**Raw data**
•••••

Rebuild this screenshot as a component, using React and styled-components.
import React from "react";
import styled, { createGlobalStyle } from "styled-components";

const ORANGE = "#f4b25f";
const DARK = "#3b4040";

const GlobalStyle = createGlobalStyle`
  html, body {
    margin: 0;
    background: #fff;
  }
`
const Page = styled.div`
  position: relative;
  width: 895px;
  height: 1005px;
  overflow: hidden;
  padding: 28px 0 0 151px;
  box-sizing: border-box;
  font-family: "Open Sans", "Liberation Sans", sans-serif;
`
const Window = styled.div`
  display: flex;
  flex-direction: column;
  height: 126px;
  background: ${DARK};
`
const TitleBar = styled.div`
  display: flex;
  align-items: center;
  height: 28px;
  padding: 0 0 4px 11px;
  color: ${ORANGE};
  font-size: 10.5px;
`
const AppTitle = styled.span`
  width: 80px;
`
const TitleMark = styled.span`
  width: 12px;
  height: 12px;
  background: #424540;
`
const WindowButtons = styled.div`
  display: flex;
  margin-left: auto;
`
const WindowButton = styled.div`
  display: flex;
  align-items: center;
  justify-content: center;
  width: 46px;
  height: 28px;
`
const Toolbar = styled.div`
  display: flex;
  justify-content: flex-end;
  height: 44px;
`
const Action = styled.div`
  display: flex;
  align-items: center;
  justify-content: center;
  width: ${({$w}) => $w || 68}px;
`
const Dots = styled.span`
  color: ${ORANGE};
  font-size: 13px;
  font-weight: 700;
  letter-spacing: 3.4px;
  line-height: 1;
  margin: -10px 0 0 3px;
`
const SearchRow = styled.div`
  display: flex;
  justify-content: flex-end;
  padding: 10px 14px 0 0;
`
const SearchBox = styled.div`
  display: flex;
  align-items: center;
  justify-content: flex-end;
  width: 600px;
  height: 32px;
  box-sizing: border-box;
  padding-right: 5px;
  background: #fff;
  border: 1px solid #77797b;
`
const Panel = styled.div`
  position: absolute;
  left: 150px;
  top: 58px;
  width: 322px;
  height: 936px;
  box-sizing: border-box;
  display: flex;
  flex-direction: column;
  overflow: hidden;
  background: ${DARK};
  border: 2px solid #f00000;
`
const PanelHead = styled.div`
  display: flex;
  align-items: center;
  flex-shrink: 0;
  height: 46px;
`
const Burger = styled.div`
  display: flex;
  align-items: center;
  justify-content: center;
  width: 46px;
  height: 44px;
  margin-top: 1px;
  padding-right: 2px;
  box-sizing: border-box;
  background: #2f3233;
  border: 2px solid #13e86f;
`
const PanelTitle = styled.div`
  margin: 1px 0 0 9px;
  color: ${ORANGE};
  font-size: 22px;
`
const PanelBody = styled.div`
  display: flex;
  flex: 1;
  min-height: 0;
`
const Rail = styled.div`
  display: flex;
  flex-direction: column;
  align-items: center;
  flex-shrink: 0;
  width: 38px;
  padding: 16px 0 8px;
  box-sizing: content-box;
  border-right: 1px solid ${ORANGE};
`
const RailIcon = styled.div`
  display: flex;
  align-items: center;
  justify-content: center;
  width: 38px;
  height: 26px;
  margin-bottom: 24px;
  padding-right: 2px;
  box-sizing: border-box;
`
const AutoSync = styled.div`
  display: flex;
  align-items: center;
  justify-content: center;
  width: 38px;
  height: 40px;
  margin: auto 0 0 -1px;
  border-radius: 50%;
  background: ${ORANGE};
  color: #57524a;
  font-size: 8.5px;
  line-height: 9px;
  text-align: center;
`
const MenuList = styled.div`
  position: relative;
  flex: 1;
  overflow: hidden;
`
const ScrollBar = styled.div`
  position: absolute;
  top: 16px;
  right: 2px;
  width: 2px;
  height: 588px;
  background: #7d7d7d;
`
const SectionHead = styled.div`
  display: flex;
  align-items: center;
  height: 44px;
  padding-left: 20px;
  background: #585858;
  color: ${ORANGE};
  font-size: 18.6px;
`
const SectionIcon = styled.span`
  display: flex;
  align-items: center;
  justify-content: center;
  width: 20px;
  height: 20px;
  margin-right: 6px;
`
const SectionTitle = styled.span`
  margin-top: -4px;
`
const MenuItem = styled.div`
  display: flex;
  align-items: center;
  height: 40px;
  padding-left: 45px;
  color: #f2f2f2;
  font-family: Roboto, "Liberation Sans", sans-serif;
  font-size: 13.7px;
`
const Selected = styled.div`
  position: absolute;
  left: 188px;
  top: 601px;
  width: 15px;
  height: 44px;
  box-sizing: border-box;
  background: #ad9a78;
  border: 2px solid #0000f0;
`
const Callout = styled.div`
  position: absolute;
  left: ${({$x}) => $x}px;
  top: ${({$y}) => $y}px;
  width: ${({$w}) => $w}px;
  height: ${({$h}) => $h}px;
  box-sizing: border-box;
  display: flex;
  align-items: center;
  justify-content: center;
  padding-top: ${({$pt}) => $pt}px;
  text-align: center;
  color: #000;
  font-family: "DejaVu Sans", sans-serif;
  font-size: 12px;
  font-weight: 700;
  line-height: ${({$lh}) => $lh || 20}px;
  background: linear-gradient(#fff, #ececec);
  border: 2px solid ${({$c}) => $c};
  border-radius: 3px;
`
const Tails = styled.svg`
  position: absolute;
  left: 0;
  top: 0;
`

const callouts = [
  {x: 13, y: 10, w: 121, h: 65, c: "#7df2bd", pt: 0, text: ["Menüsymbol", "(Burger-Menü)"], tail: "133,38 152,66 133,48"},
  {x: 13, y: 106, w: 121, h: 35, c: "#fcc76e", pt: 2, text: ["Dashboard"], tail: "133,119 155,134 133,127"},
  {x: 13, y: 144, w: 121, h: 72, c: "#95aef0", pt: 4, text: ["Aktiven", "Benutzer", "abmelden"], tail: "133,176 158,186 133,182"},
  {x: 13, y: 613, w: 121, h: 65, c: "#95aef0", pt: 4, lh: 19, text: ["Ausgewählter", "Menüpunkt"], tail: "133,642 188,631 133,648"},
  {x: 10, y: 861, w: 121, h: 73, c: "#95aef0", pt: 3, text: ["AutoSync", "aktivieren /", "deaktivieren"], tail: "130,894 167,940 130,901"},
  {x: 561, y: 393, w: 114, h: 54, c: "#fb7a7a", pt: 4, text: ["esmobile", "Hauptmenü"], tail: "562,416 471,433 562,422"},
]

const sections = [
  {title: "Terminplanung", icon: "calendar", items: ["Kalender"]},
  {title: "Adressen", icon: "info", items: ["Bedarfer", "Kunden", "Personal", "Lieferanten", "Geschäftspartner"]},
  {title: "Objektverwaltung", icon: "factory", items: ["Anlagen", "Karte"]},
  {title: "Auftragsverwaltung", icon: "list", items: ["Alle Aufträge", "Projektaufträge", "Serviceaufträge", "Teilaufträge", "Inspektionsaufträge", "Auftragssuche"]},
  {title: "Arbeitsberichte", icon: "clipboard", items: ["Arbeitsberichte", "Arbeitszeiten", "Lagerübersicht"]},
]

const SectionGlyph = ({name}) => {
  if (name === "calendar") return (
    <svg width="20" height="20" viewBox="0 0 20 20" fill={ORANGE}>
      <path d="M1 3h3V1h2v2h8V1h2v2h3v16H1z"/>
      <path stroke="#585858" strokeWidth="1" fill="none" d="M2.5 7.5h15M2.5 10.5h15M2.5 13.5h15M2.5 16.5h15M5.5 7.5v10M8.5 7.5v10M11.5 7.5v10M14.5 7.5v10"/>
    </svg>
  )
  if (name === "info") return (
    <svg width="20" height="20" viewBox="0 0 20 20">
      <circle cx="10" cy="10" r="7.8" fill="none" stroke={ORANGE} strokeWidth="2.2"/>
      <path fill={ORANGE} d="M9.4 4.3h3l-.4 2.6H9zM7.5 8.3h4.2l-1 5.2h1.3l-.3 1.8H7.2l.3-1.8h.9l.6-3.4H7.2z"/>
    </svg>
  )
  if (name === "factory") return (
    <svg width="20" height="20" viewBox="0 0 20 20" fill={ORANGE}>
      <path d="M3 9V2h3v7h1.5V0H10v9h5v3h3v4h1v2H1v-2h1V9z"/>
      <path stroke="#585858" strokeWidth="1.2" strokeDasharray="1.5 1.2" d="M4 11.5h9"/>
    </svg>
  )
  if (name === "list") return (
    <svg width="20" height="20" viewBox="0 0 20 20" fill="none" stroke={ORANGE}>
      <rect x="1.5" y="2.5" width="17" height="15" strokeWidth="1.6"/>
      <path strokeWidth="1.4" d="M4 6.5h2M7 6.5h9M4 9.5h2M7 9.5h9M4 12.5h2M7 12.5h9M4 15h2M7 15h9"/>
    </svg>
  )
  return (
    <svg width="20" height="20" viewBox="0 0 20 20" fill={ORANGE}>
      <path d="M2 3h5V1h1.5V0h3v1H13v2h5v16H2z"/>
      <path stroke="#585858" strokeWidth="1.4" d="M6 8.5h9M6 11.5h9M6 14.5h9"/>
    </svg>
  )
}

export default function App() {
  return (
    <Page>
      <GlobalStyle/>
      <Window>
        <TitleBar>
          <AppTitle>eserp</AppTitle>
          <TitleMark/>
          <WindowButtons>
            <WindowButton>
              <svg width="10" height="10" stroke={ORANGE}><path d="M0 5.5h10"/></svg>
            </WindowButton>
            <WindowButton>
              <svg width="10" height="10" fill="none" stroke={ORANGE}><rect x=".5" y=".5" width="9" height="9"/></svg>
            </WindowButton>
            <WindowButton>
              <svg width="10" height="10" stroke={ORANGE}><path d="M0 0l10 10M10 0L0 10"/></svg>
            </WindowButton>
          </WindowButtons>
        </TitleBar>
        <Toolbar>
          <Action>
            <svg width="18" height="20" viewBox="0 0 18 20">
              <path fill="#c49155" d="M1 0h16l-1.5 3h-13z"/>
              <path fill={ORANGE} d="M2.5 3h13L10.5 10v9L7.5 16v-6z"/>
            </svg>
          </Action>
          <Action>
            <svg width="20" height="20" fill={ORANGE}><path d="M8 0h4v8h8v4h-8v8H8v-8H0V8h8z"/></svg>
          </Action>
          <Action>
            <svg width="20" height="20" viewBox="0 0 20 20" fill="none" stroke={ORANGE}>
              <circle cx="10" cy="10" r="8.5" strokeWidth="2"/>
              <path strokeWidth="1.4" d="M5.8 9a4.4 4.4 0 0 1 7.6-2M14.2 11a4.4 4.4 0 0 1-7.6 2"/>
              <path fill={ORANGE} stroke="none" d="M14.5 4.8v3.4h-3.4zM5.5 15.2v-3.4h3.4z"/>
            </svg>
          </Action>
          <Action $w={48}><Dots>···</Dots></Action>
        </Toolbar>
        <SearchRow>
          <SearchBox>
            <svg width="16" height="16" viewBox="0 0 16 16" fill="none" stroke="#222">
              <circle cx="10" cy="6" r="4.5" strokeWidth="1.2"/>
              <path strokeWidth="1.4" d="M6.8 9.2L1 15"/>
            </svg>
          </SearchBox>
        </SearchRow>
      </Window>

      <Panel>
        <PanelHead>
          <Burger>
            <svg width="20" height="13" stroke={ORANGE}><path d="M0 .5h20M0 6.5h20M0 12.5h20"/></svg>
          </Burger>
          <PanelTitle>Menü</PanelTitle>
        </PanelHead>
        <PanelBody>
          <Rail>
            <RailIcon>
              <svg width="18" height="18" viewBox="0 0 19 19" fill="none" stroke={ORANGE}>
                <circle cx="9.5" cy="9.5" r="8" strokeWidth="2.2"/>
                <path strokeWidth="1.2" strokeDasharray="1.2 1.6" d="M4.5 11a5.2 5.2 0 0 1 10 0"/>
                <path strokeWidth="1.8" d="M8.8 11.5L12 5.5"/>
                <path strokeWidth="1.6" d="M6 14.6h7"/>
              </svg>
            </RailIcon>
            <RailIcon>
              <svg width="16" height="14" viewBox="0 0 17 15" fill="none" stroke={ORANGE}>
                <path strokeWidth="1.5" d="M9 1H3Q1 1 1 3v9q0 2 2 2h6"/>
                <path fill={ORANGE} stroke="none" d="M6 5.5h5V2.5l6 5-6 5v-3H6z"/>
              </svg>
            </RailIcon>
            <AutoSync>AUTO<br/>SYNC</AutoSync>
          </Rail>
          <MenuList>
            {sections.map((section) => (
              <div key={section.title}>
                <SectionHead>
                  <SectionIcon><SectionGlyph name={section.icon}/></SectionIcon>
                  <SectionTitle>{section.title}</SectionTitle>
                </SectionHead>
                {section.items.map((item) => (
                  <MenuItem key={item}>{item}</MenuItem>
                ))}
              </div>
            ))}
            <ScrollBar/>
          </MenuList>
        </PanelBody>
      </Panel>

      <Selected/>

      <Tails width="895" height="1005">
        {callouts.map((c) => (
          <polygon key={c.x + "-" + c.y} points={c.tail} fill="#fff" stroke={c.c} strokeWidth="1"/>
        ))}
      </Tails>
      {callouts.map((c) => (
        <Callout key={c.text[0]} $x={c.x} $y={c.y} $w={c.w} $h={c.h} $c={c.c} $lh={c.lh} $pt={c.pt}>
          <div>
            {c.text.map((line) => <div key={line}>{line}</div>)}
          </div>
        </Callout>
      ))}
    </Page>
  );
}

•••••

**What is asked**
Wherever a line in the data above holds "components", copy that line.

**Task result**
Rebuild this screenshot as a component, using React and styled-components.
import styled, { createGlobalStyle } from "styled-components";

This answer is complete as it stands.